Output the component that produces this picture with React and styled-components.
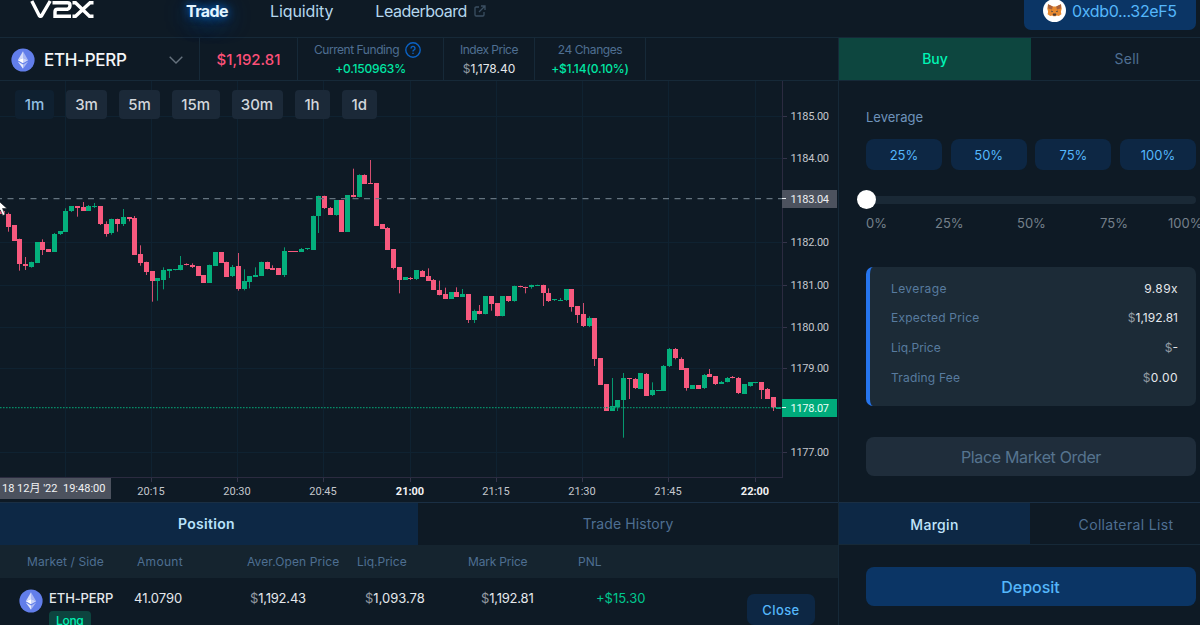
import styled, { createGlobalStyle, css } from 'styled-components';

const GlobalStyle = createGlobalStyle`
  * {
    box-sizing: border-box;
  }

  body {
    margin: 0;
    overflow: hidden;
    background: #0e1a25;
    color: #e8eef5;
    font-family: 'Inter', 'Noto Sans CJK SC', sans-serif;
  }

  button {
    border: 0;
    padding: 0;
    font-family: inherit;
    cursor: pointer;
  }
`;

const line = '#162938';

const Page = styled.div`
  width: 1200px;
  height: 625px;
  overflow: hidden;
`;

const Text = styled.span`
  display: inline-block;
  flex-shrink: 0;
  white-space: nowrap;
  font-size: ${({ $size = 13 }) => $size}px;
  line-height: ${({ $line = 18 }) => $line}px;
  font-weight: ${({ $weight = 400 }) => $weight};
  letter-spacing: ${({ $track = 0 }) => $track}px;
  color: ${({ $color = '#e4e8ec' }) => $color};
`;

const Dollar = styled.span`
  color: #9199a1;
`;

/* header */

const Header = styled.header`
  display: flex;
  align-items: flex-start;
  height: 37px;
  padding-left: 30px;
`;

const Logo = styled.svg`
  display: block;
  flex-shrink: 0;
  width: 65px;
  height: 20px;
`;

const Nav = styled.nav`
  display: flex;
  gap: 42px;
  padding: 0 0 0 91px;
  width: 929px;
`;

const NavItem = styled.a`
  display: flex;
  align-items: center;
  gap: 7px;
  height: 22px;
  white-space: nowrap;
  font-size: 16px;
  letter-spacing: ${({ $track = 0 }) => $track}px;
  color: #b5d7ee;

  ${({ $active }) =>
    $active &&
    css`
      font-weight: 700;
      color: #e3f5ff;
      text-shadow: 0 0 9px #0976e8, 0 4px 22px #0a62c4;
    `};
`;

const Wallet = styled.button`
  display: flex;
  align-items: flex-start;
  gap: 6px;
  width: 172px;
  height: 30px;
  padding-left: 19px;
  border-radius: 0 0 7px 7px;
  background: #0b3565;
`;

/* columns */

const Body = styled.main`
  display: grid;
  grid-template-columns: 839px 385px;
  height: 588px;
  border-top: 1px solid ${line};
`;

const Left = styled.section`
  border-right: 1px solid ${line};
`;

const MarketBar = styled.div`
  display: flex;
  height: 43px;
  border-bottom: 1px solid ${line};
`;

const MarketCell = styled.div`
  display: flex;
  align-items: center;
  width: ${({ $width }) => $width}px;
  padding-top: 2px;
  border-right: 1px solid ${line};
  ${({ $stacked }) =>
    $stacked
      ? css`
          flex-direction: column;
        `
      : css`
          justify-content: center;
        `};
`;

const MarketSelect = styled(MarketCell)`
  justify-content: flex-start;
  padding: 1px 16px 0 11px;
  gap: 9px;

  svg:last-child {
    margin-left: auto;
  }
`;

const InlineRow = styled.div`
  display: flex;
  align-items: center;
  gap: 6px;
  margin-right: 6px;
`;

const ChartArea = styled.div`
  position: relative;
  height: 421px;
`;

const ChartSvg = styled.svg`
  display: block;
  font-family: 'Roboto', 'Noto Sans CJK SC', sans-serif;
  font-size: 11px;
`;

const PriceLabels = styled.g`
  letter-spacing: -0.25px;
`;

const Intervals = styled.div`
  position: absolute;
  top: 9px;
  left: 15px;
  display: flex;
  gap: 12px;
`;

const Interval = styled.button`
  width: ${({ $width }) => $width}px;
  height: 29px;
  border-radius: 4px;
  font-size: 15px;
  font-weight: 500;
  color: ${({ $active }) => ($active ? '#8fbfe3' : '#d2d6db')};
  background: ${({ $active }) => ($active ? '#0f2030' : '#1b2938')};
`;

const Tabs = styled.div`
  display: flex;
  height: ${({ $height }) => $height}px;
  border-top: ${({ $top }) => ($top ? 1 : 0)}px solid #1a2f44;
  border-bottom: ${({ $bottom }) => ($bottom ? 1 : 0)}px solid ${line};
`;

const Tab = styled.button`
  flex: none;
  width: ${({ $width }) => $width}px;
  padding: ${({ $padding = 0 }) => $padding};
  background: ${({ $fill = 'transparent' }) => $fill};
`;

const TableHead = styled.div`
  display: grid;
  grid-template-columns: 110px 110px 110px 111px 110px 1fr;
  align-items: center;
  height: 33px;
  padding: 1px 0 0 27px;
  background: #15242f;
`;

const TableRow = styled.div`
  display: grid;
  grid-template-columns: 115px 116px 115px 116px 115px 151px 68px;
  align-items: start;
  padding: 11px 0 0 19px;
`;

const Market = styled.div`
  display: flex;
  gap: 6px;

  svg {
    flex-shrink: 0;
  }
`;

const MarketInfo = styled.div`
  display: flex;
  flex-direction: column;
  align-items: flex-start;
  gap: 4px;
`;

const Side = styled.span`
  height: 20px;
  padding: 0 7px;
  border-radius: 4px;
  background: #0d443f;
  font-size: 12px;
  line-height: 20px;
  font-weight: 500;
  letter-spacing: -0.3px;
  color: #00f0b0;
`;

const CloseButton = styled.button`
  height: 31px;
  margin-top: 5px;
  padding-top: 1px;
  border-radius: 7px;
  background: #0d2744;
`;

/* order panel */

const OrderForm = styled.div`
  display: flex;
  flex-direction: column;
  width: 357px;
  height: 421px;
  padding: 27px 0 0 27px;
`;

const Presets = styled.div`
  display: grid;
  grid-template-columns: repeat(4, 76px);
  gap: 8.7px;
  margin-top: 13px;
`;

const Preset = styled.button`
  height: 31px;
  border-radius: 8px;
  background: #0d2744;
`;

const Slider = styled.div`
  display: flex;
  align-items: center;
  height: 19px;
  margin-top: 20px;
`;

const Thumb = styled.span`
  position: relative;
  z-index: 1;
  flex: none;
  width: 19px;
  height: 19px;
  margin-left: -9px;
  border-radius: 50%;
  background: #fff;
`;

const Track = styled.span`
  flex: 1;
  height: 8px;
  margin-left: -5px;
  border-radius: 0 4px 4px 0;
  background: #1a2936;
`;

const Marks = styled.div`
  display: grid;
  grid-template-columns: 69px 82px 83px 68px 40px;
  margin-top: 5px;
`;

const Summary = styled.div`
  display: flex;
  flex-direction: column;
  gap: 11.7px;
  height: 139px;
  margin-top: 35px;
  padding: 12.6px 18px 0 21px;
  border-left: 4px solid #2675ee;
  border-radius: 7px;
  background: #1c2b37;
`;

const SummaryRow = styled.div`
  display: flex;
  justify-content: space-between;
`;

const WideButton = styled.button`
  display: block;
  width: 330px;
  height: 39px;
  margin: ${({ $margin }) => $margin};
  border-radius: 8px;
  background: ${({ $fill }) => $fill};
`;

/* One row per minute: high, body top, body bottom, low, u(p) or d(own), in thirds of a pixel from `base`. */
const SERIES = [
  {
    base: 69,
    rows: `182 182 193 193 d,188 191 231 245 d,226 226 272 272 d,266 266 343 362 d,321 341 349 360 d,335 335 350 353 u,277 277 338 338 u,268 277 300 315 d,297 297 306 306 d,249 252 306 306 u,243 243 251 255 u,175 183 245 245 u,168 168 182 186 u,168 168 174 200 d,156 171 182 182 d,165 168 182 182 u,159 168 171 174 u,168 168 222 225 d,214 222 251 260 d,206 206 249 254 u,206 206 222 245 d,177 201 222 228 u,201 201 206 214 d,198 204 315 315 d,286 312 338 347 d,335 335 366 375 d,363 363 392 455 d,384 384 393 452 u,352 360 389 418 u,357 357 362 384 u,357 357 361 361 u,318 344 361 361 u,340 342 346 346 d,340 344 351 354 d,349 349 378 378 d,375 375 398 398 d,344 344 398 398 u,306 306 347 347 u,306 306 338 338 d,335 335 380 380 d,345 350 378 381 u,309 349 418 422 d,358 392 418 421 u,378 378 395 415 u,352 375 380 380 u,335 335 378 378 u,335 335 358 358 d,346 355 360 360 d,355 355 375 375 d,292 303 375 381 u,303 303 306 306 d,303 303 306 306 d,294 298 306 306 u,294 294 298 300 u,197 197 300 300 u,137 137 199 249 u,137 137 174 177 d,171 174 194 194 d,151 151 194 197 u,151 151 245 245 d,135 135 245 245 u,56 135 142 142 d,73 76 142 142 u,73 76 101 101 d,30 99 102 102 d,99 99 228 228 d,223 223 237 237 d,231 234 300 300 d,298 298 354 358 d`,
  },
  {
    base: 119,
    rows: `202 202 240 280 d,231 231 240 240 u,231 234 237 240 d,210 210 237 240 u,210 213 231 231 d,205 228 243 243 d,237 240 270 270 d,242 269 286 286 d,263 282 297 297 d,276 276 297 297 u,262 276 291 291 d,267 282 291 291 u,282 282 360 369 d,329 332 360 369 u,315 332 343 343 d,289 289 343 343 u,289 289 311 332 d,309 309 349 349 d,289 289 349 349 u,289 289 303 306 d,257 257 303 305 u,257 257 262 262 d,260 260 264 280 d,254 254 262 266 u,254 254 257 257 u,254 254 280 318 d,265 278 303 306 d,297 297 300 303 u,294 300 303 303 u,267 267 300 303 u,267 267 320 335 d,318 318 345 369 d,309 342 378 381 d,349 354 378 381 u`,
  },
  {
    base: 219,
    rows: `54 54 178 198 d,175 175 255 255 d,252 252 333 333 d,234 318 333 333 u,300 300 321 333 u,219 234 300 413 u,234 234 237 297 d,234 237 264 267 d,219 219 267 267 u,219 222 288 288 d,247 270 284 288 u,270 270 273 273 u,195 198 272 272 u,144 147 198 201 u,144 147 174 178 d,172 177 210 210 d,204 204 264 272 d,255 255 267 267 u,255 255 267 267 d,222 225 264 267 u,207 222 230 230 d,228 228 252 255 d,243 246 252 252 u,231 234 247 247 u,228 231 235 235 d,231 234 279 282 d,252 252 282 282 u,247 247 258 260 u,246 246 250 250 u,247 247 270 297 d,264 267 297 297 d,291 291 324 333 d,322 322 326 326 u`,
  },
];

const candles = SERIES.flatMap(({ base, rows }) =>
  rows.split(',').map(row => {
    const [high, top, bottom, low, dir] = row.split(' ');
    const y = v => base + v / 3;
    return {
      high: y(high),
      top: Math.round(y(top)),
      bottom: Math.round(y(bottom)),
      low: y(low),
      color: dir === 'u' ? '#04af7c' : '#f7597e',
    };
  })
);

const PRICES = [
  [35, '1185.00'],
  [77, '1184.00'],
  [161, '1182.00'],
  [204, '1181.00'],
  [246, '1180.00'],
  [287, '1179.00'],
  [371, '1177.00'],
];

const TIMES = [
  [65, ''],
  [151, '20:15'],
  [237, '20:30'],
  [323, '20:45'],
  [410, '21:00'],
  [496, '21:15'],
  [582, '21:30'],
  [668, '21:45'],
  [755, '22:00'],
];

const EthIcon = ({ size = 24 }) => (
  <svg width={size} height={size} viewBox="0 0 24 24">
    <circle cx="12" cy="12" r="11.6" fill="#627eea" />
    <path d="M12 3.2 6.8 12.2 12 9.9z" fill="#d5dcfa" />
    <path d="M12 3.2 17.2 12.2 12 9.9z" fill="#a9b8f4" />
    <path d="M6.8 12.2 12 9.9v5.4z" fill="#fff" />
    <path d="M17.2 12.2 12 9.9v5.4z" fill="#cbd4f9" />
    <path d="M6.8 13.4 12 16.4v4.4z" fill="#e6ebfd" />
    <path d="M17.2 13.4 12 16.4v4.4z" fill="#a9b8f4" />
  </svg>
);

const FoxIcon = () => (
  <svg width="23" height="22" viewBox="0 0 23 22">
    <circle cx="11.5" cy="10.5" r="11.5" fill="#fff" />
    <path d="M5 4.2 9.8 6.6h3.4L18 4.2l.7 4.4-.8 3.2.5 2.5-2.6 1.7-2-.5-1.2.8h-2.2l-1.2-.8-2 .5-2.6-1.7.5-2.5-.8-3.2z" fill="#e8892f" />
    <path d="M5 4.2 9.8 6.6 9 9.5 5.2 8.6zM18 4.2l-4.8 2.4.8 2.9 3.8-.9z" fill="#a8613c" />
    <path d="m8.2 10.6 2 .8-1.6.8zM14.8 10.6l-2 .8 1.6.8z" fill="#35414c" />
    <path d="M10.1 13.6h2.8l.4 1.5-1 .7h-1.6l-1-.7z" fill="#4a3a35" />
  </svg>
);

const Chart = () => (
  <ChartSvg width="838" height="421" viewBox="0 0 838 421">
    <g shapeRendering="crispEdges">
      {TIMES.map(([x]) => (
        <path key={x} d={`M${x + 0.5} 0V396`} stroke="#0f2231" />
      ))}
      {PRICES.map(([y]) => (
        <path key={y} d={`M0 ${y + 0.5}H782`} stroke="#0f2231" />
      ))}
      <path d="M0 396.5H782.5V0" fill="none" stroke="#2b2b40" />
      {PRICES.map(([y]) => (
        <path key={y} d={`M783 ${y + 0.5}h4`} stroke="#34344a" />
      ))}
      {TIMES.map(([x]) => (
        <path key={x} d={`M${x + 0.5} 397v4`} stroke="#34344a" />
      ))}
    </g>
    {candles.map(({ high, top, bottom, low, color }, i) => {
      const x = Math.round(2 + i * 5.75);
      return (
        <g key={i} fill={color}>
          <rect x={x} y={high} width="1" height={Math.max(low - high, 1)} opacity="0.85" />
          <rect x={x - 2} y={top} width="5" height={Math.max(bottom - top, 1)} />
        </g>
      );
    })}
    <path d="M-4 117.6H782" stroke="#64737f" strokeWidth="1.4" strokeDasharray="6 5.5" />
    <path d="M0 326.6H782" stroke="#078a67" strokeWidth="1.4" strokeDasharray="1.6 1.4" />
    <rect x="782" y="109" width="55" height="18" fill="#4c525e" />
    <rect x="782" y="318" width="55" height="18" fill="#00ab7b" />
    <path d="M782 117.5h4M782 326.5h4" stroke="#e7edf0" />
    <PriceLabels fill="#c4c7cd">
      {PRICES.map(([y, label]) => (
        <text key={label} x="790.5" y={y + 4}>
          {label}
        </text>
      ))}
      <text x="790.5" y="121.5" fill="#eceef0">1183.04</text>
      <text x="790.5" y="330.5" fill="#eafff8">1178.07</text>
    </PriceLabels>
    {TIMES.map(([x, label]) => (
      <text
        key={x}
        x={x}
        y="413.5"
        textAnchor="middle"
        fontWeight={label.endsWith(':00') ? 700 : 400}
        fill={label.endsWith(':00') ? '#f1f2f4' : '#c4c7cd'}
      >
        {label}
      </text>
    ))}
    <rect y="397" width="111" height="21" fill="#4c525e" />
    <text x="2" y="411" fill="#f1f2f4">18 12月 '22</text>
    <text x="63" y="411" fill="#f1f2f4">19:48:00</text>
    <path d="M-4 117.5 7 127.5H2.5L5 133.5l-2.2 1L.3 129-4 132z" fill="#fff" stroke="#1a1f25" strokeWidth=".6" />
  </ChartSvg>
);

const muted = '#4e6f92';
const green = '#00e6a4';
const blue = '#55b7fb';

const App = () => (
  <Page>
    <GlobalStyle />
    <Header>
      <Logo viewBox="0 0 65 20" fill="none" stroke="#fff" strokeWidth="3.4">
        <path d="M1.8 1 9.6 16.3H11.2L20.2 1" strokeLinejoin="bevel" />
        <path d="M22.5 2.8H37.5Q40 2.8 40 5.5T37.5 9.3H27.5Q25 9.3 25 12V16.3H41" />
        <path d="M42.5 2.7H45.5L59.5 16.3h4M63.5 2.7H60L45.5 16.3H42.5" />
      </Logo>
      <Nav>
        <NavItem $active $track={-0.6}>Trade</NavItem>
        <NavItem $track={-0.1}>Liquidity</NavItem>
        <NavItem $track={-0.5}>
          Leaderboard
          <svg width="12" height="12" viewBox="0 0 12 12" fill="none" stroke="#3b4f62" strokeWidth="1.3">
            <path d="M5 2H2.2Q1 2 1 3.2v6.6Q1 11 2.2 11h6.6q1.2 0 1.2-1.2V7M7 1h4v4M11 1 5 7" />
          </svg>
        </NavItem>
      </Nav>
      <Wallet>
        <FoxIcon />
        <Text $size={16} $line={22} $track={-0.35} $color={blue}>0xdb0...32eF5</Text>
      </Wallet>
    </Header>
    <Body>
      <Left>
        <MarketBar>
          <MarketSelect $width={200}>
            <EthIcon />
            <Text $size={17} $weight={500} $track={-0.3} $color="#f4f6f8">ETH-PERP</Text>
            <svg width="14" height="8" viewBox="0 0 14 8" fill="none" stroke="#66727e" strokeWidth="1.4">
              <path d="M.7.7 7 7 13.3.7" />
            </svg>
          </MarketSelect>
          <MarketCell $width={98}>
            <Text $size={15} $weight={500} $color="#fb5078">$1,192.81</Text>
          </MarketCell>
          <MarketCell $width={146} $stacked>
            <InlineRow>
              <Text $size={12} $line={19} $track={-0.45} $color={muted}>Current Funding</Text>
              <svg width="16" height="16" viewBox="0 0 16 16" fill="none" stroke="#0b62c4" strokeWidth="1.4">
                <circle cx="8" cy="8" r="7.2" />
                <path d="M6 6.4a2 2 0 1 1 2.8 1.8q-.8.4-.8 1.3M8 10.8v1.3" />
              </svg>
            </InlineRow>
            <Text $size={12} $line={19} $weight={500} $track={-0.2} $color={green}>+0.150963%</Text>
          </MarketCell>
          <MarketCell $width={91} $stacked>
            <Text $size={12} $line={19} $track={-0.5} $color={muted}>Index Price</Text>
            <Text $size={12} $line={19}><Dollar>$</Dollar>1,178.40</Text>
          </MarketCell>
          <MarketCell $width={111} $stacked>
            <Text $size={12} $line={19} $track={-0.4} $color={muted}>24 Changes</Text>
            <Text $size={12} $line={19} $weight={500} $track={-0.15} $color={green}>+$1.14(0.10%)</Text>
          </MarketCell>
        </MarketBar>
        <ChartArea>
          <Chart />
          <Intervals>
            <Interval $width={39} $active>1m</Interval>
            <Interval $width={41}>3m</Interval>
            <Interval $width={41}>5m</Interval>
            <Interval $width={47.5}>15m</Interval>
            <Interval $width={51}>30m</Interval>
            <Interval $width={35}>1h</Interval>
            <Interval $width={35.5}>1d</Interval>
          </Intervals>
        </ChartArea>
        <Tabs $height={43} $top>
          <Tab $width={418} $fill="#0d2845" $padding="0 5px 0 0">
            <Text $size={14} $weight={600} $track={0.3} $color="#b9e2fb">Position</Text>
          </Tab>
          <Tab $width={420}>
            <Text $size={14} $track={0.1} $color={muted}>Trade History</Text>
          </Tab>
        </Tabs>
        <TableHead>
          <Text $size={12} $track={0.1} $color={muted}>Market / Side</Text>
          <Text $size={12} $track={0.3} $color={muted}>Amount</Text>
          <Text $size={12} $track={0.1} $color={muted}>Aver.Open Price</Text>
          <Text $size={12} $color={muted}>Liq.Price</Text>
          <Text $size={12} $track={-0.2} $color={muted}>Mark Price</Text>
          <Text $size={12} $color={muted}>PNL</Text>
        </TableHead>
        <TableRow>
          <Market>
            <EthIcon />
            <MarketInfo>
              <Text $weight={500} $track={-0.1}>ETH-PERP</Text>
              <Side>Long</Side>
            </MarketInfo>
          </Market>
          <Text>41.0790</Text>
          <Text $track={-0.2}><Dollar>$</Dollar>1,192.43</Text>
          <Text><Dollar>$</Dollar>1,093.78</Text>
          <Text $track={-0.2}><Dollar>$</Dollar>1,192.81</Text>
          <Text $color="#00c78e">+$15.30</Text>
          <CloseButton>
            <Text $weight={500} $track={0.4} $color={blue}>Close</Text>
          </CloseButton>
        </TableRow>
      </Left>
      <section>
        <Tabs $height={43} $bottom>
          <Tab $width={192} $fill="#0d463f">
            <Text $size={14} $weight={500} $color="#00f5b5">Buy</Text>
          </Tab>
          <Tab $width={192}>
            <Text $size={14} $track={0.3} $color={muted}>Sell</Text>
          </Tab>
        </Tabs>
        <OrderForm>
          <Text $color="#6e93bb">Leverage</Text>
          <Presets>
            {['25%', '50%', '75%', '100%'].map(value => (
              <Preset key={value}>
                <Text $color={blue}>{value}</Text>
              </Preset>
            ))}
          </Presets>
          <Slider>
            <Thumb />
            <Track />
          </Slider>
          <Marks>
            {['0%', '25%', '50%', '75%', '100%'].map(value => (
              <Text key={value} $color="#75808b">{value}</Text>
            ))}
          </Marks>
          <Summary>
            <SummaryRow>
              <Text $size={12} $track={0.4} $color="#587b9f">Leverage</Text>
              <Text $size={12} $track={0.4}>9.89x</Text>
            </SummaryRow>
            <SummaryRow>
              <Text $size={12} $track={0.2} $color="#587b9f">Expected Price</Text>
              <Text $size={12}><Dollar>$</Dollar>1,192.81</Text>
            </SummaryRow>
            <SummaryRow>
              <Text $size={12} $color="#587b9f">Liq.Price</Text>
              <Text $size={12}><Dollar>$</Dollar>-</Text>
            </SummaryRow>
            <SummaryRow>
              <Text $size={12} $track={0.2} $color="#587b9f">Trading Fee</Text>
              <Text $size={12} $track={0.4}><Dollar>$</Dollar>0.00</Text>
            </SummaryRow>
          </Summary>
          <WideButton $fill="#1f2d3b" $margin="31px 0 0">
            <Text $size={16} $track={-0.35} $color="#56748f">Place Market Order</Text>
          </WideButton>
        </OrderForm>
        <Tabs $height={43} $top $bottom>
          <Tab $width={191} $fill="#0d2845" $padding="3px 0 0">
            <Text $size={14} $weight={500} $track={0.3} $color="#c0e4fb">Margin</Text>
          </Tab>
          <Tab $width={192} $padding="3px 0 0">
            <Text $size={14} $track={0.35} $color={muted}>Collateral List</Text>
          </Tab>
        </Tabs>
        <WideButton $fill="#0b3565" $margin="22px 0 0 26.5px">
          <Text $size={16} $weight={500} $color={blue}>Deposit</Text>
        </WideButton>
      </section>
    </Body>
  </Page>
);

export default App;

## Request
Restate the data word for word from its first line through the line with "const line = '#162938';", leaving out any picture along the way.

## Expected answer
Output the component that produces this picture with React and styled-components.
import styled, { createGlobalStyle, css } from 'styled-components';

const GlobalStyle = createGlobalStyle`
  * {
    box-sizing: border-box;
  }

  body {
    margin: 0;
    overflow: hidden;
    background: #0e1a25;
    color: #e8eef5;
    font-family: 'Inter', 'Noto Sans CJK SC', sans-serif;
  }

  button {
    border: 0;
    padding: 0;
    font-family: inherit;
    cursor: pointer;
  }
`;

const line = '#162938';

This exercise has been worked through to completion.